It’s not that it’s more efficient, it’s simply used less than in conventional PC architecture.
It’s not that you’re wrong from a philosophical perspective with that, it’s that you’re factually incorrect. Memory addresses don’t suddenly shrink or expand depending on where they exist on the bus or the CPU. Being on the SoC doesn’t magically make RAM used less by the OS and applications, as the mach kernel, Darwin, and various MacOS layers still address the same amount of memory as they would on traditional PC architecture.
Memory is memory, just like glass is glass, and glass will still scratch at a level 7 just like 8GB of RAM holds the same amount of information as…8GB of RAM.
The article actually quantitatively tests this too by pointing out their memory usage with Chrome and different numbers of tabs open.
Looks like you didn’t read the article.
You should familiarize yourself with the architecture before commenting.
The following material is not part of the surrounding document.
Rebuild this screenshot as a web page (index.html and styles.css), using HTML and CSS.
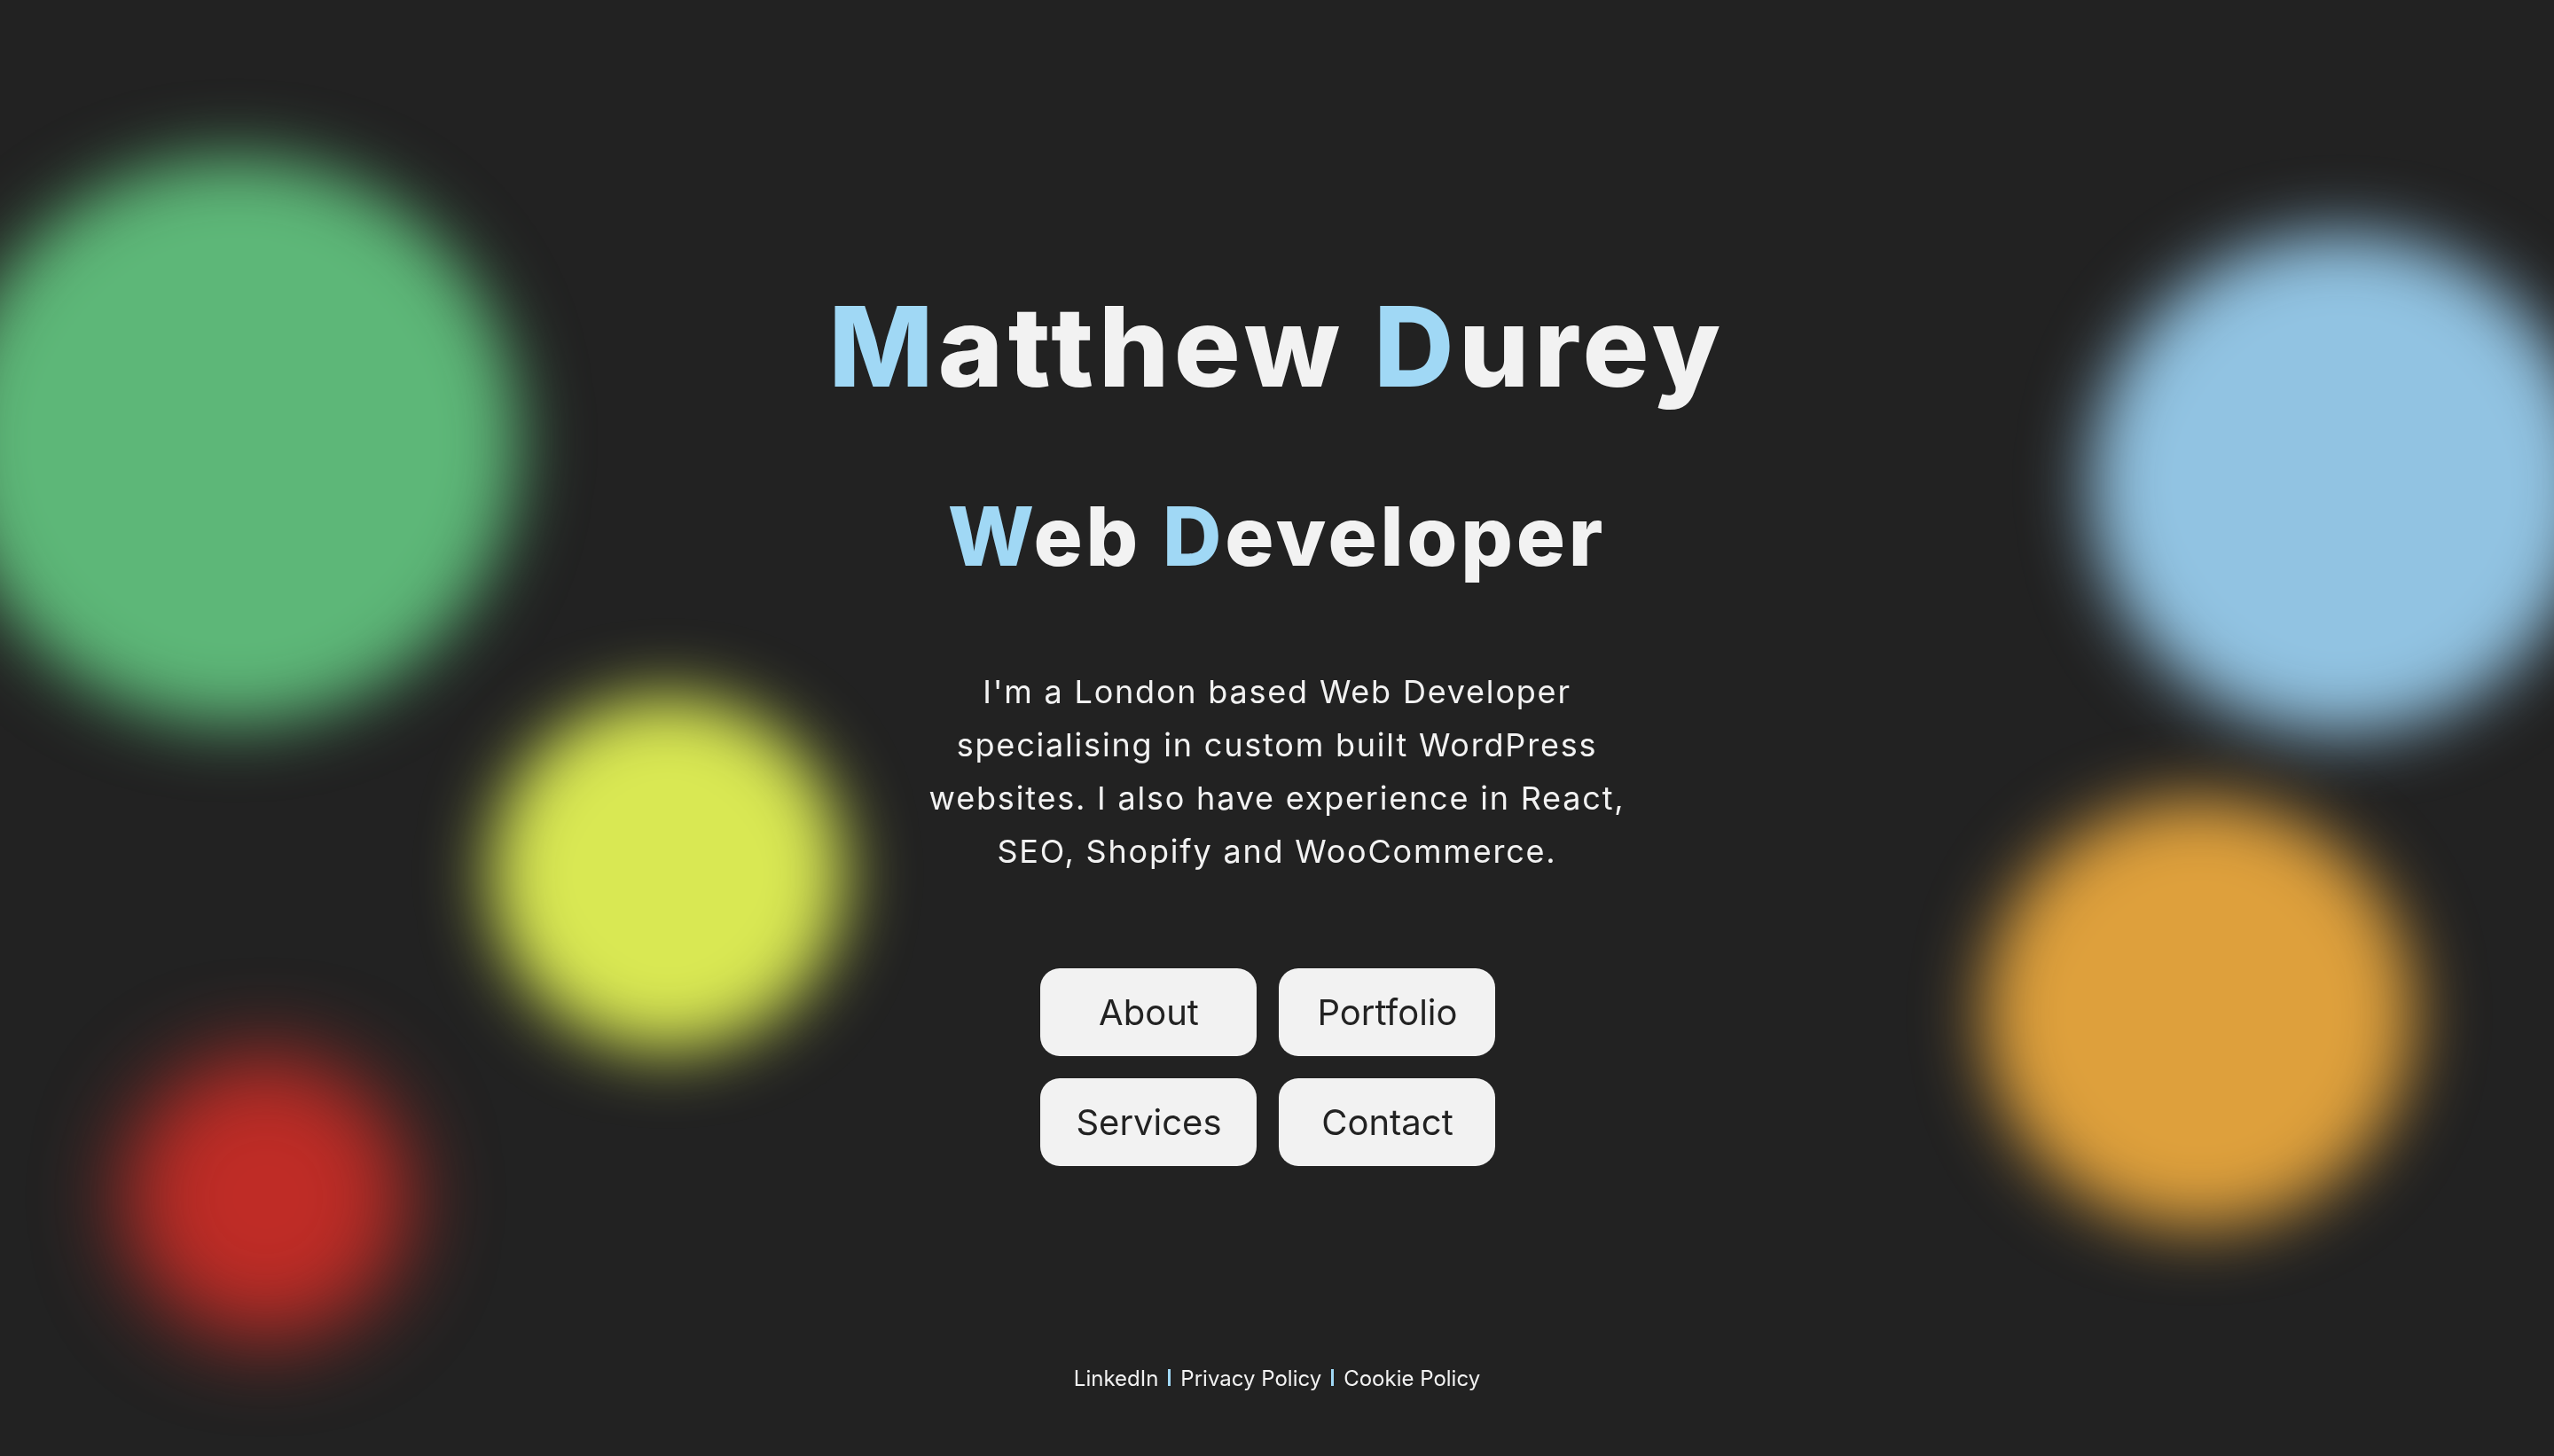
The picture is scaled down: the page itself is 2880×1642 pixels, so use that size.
FILE: index.html
```html
<!DOCTYPE html>
<html lang="en">
<head>
<meta charset="utf-8">
<title>Matthew Durey</title>
<link rel="stylesheet" href="styles.css">
</head>
<body>
<div class="blobs" aria-hidden="true">
  <div class="blob blob-green"></div>
  <div class="blob blob-yellow"></div>
  <div class="blob blob-red"></div>
  <div class="blob blob-blue"></div>
  <div class="blob blob-orange"></div>
</div>
<div class="page">
  <main class="hero">
    <h1 class="title"><span class="accent">M</span>atthew <span class="accent">D</span>urey</h1>
    <h2 class="subtitle"><span class="accent">W</span>eb <span class="accent">D</span>eveloper</h2>
    <p class="intro">I'm a London based Web Developer<br>specialising in custom built WordPress<br>websites. I also have experience in React,<br>SEO, Shopify and WooCommerce.</p>
    <nav class="nav">
      <a class="btn" href="#">About</a>
      <a class="btn" href="#">Portfolio</a>
      <a class="btn" href="#">Services</a>
      <a class="btn" href="#">Contact</a>
    </nav>
  </main>
  <footer class="footer">
    <a href="#">LinkedIn</a>
    <span class="sep"></span>
    <a href="#">Privacy Policy</a>
    <span class="sep"></span>
    <a href="#">Cookie Policy</a>
  </footer>
</div>
</body>
</html>
```
FILE: styles.css
```css
* { box-sizing: border-box; }
html, body {
  margin: 0;
  padding: 0;
  background: #222222;
  color: #f2f2f2;
  font-family: Inter, "Noto Sans", sans-serif;
  overflow: hidden;
}
.blobs {
  position: fixed;
  inset: 0;
  z-index: 0;
  overflow: hidden;
}
.blob {
  position: absolute;
  border-radius: 50%;
  filter: blur(38px);
}
.blob-green  { left: -55px;  top: 177px;  width: 640px; height: 640px; background: #5db778; }
.blob-yellow { left: 553px;  top: 785px;  width: 400px; height: 400px; background: #d9e853; }
.blob-red    { left: 140px;  top: 1190px; width: 320px; height: 320px; background: #bf2c26; filter: blur(48px); }
.blob-blue   { left: 2358px; top: 263px;  width: 564px; height: 564px; background: #91c3e2; }
.blob-orange { left: 2238px; top: 901px;  width: 484px; height: 484px; background: #dea03c; }

.page {
  position: relative;
  z-index: 1;
  min-height: 100vh;
  display: flex;
  flex-direction: column;
  align-items: center;
}
.hero {
  display: flex;
  flex-direction: column;
  align-items: center;
  text-align: center;
  padding-top: 316px;
}
.accent { color: #a0d8f5; }
.title {
  margin: 0;
  font-size: 125px;
  line-height: 150px;
  font-weight: 800;
  letter-spacing: 5.5px;
}
.subtitle {
  margin: 84px 0 0;
  font-size: 92px;
  line-height: 110px;
  font-weight: 800;
  letter-spacing: 3.8px;
}
.intro {
  margin: 90px 0 0;
  font-size: 36px;
  line-height: 60px;
  font-weight: 400;
  letter-spacing: 1.8px;
}
.nav {
  margin-top: 102px;
  padding-right: 20px;
  display: grid;
  grid-template-columns: 244px 244px;
  grid-auto-rows: 99px;
  gap: 25px;
}
.btn {
  display: flex;
  align-items: center;
  justify-content: center;
  background: #f2f2f2;
  color: #222222;
  border-radius: 22px;
  text-decoration: none;
  font-size: 40px;
  font-weight: 400;
}
.footer {
  margin-top: auto;
  padding-bottom: 72px;
  display: flex;
  align-items: center;
  gap: 11px;
  font-size: 24px;
  line-height: 30px;
}
.footer a {
  color: #f2f2f2;
  text-decoration: none;
}
.sep {
  display: inline-block;
  width: 3px;
  height: 19px;
  background: #a0d8f5;
  margin-top: -4px;
}
```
The GPU is broken into several cores of the SoC, along with the roles of the CPU. The UM is not part of the SoC. However, data is passed from what could be referred to as the CPU to what could be referred to as the GPU without interacting with UM.
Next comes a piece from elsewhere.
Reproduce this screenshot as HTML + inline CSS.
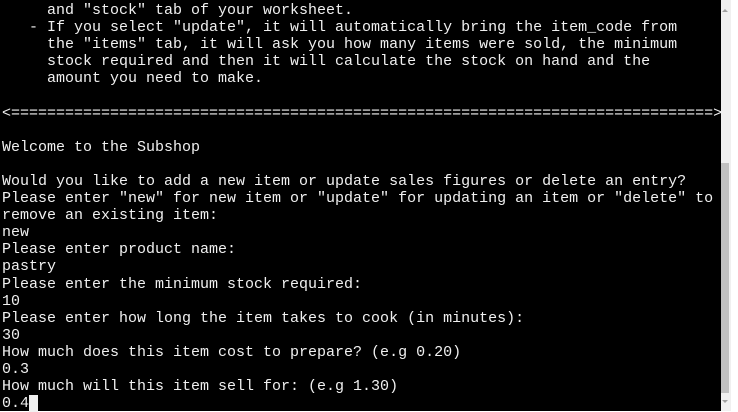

I’m actually deeply familiar with the architecture, and how caches, memory, and UM’s work. I understand all of that. None of that changes the storage available. Having high memory bandwidth to load/unload memory addresses doesn’t fix the issue of the environment easily exceeding 8GB. I also understand the caching principles and how you actually want RAM utilization to be higher for faster responsiveness. 8GB is still 8GB, and a joke.
Use your experience and analyze Apple’s M SoC before we continue this conversation.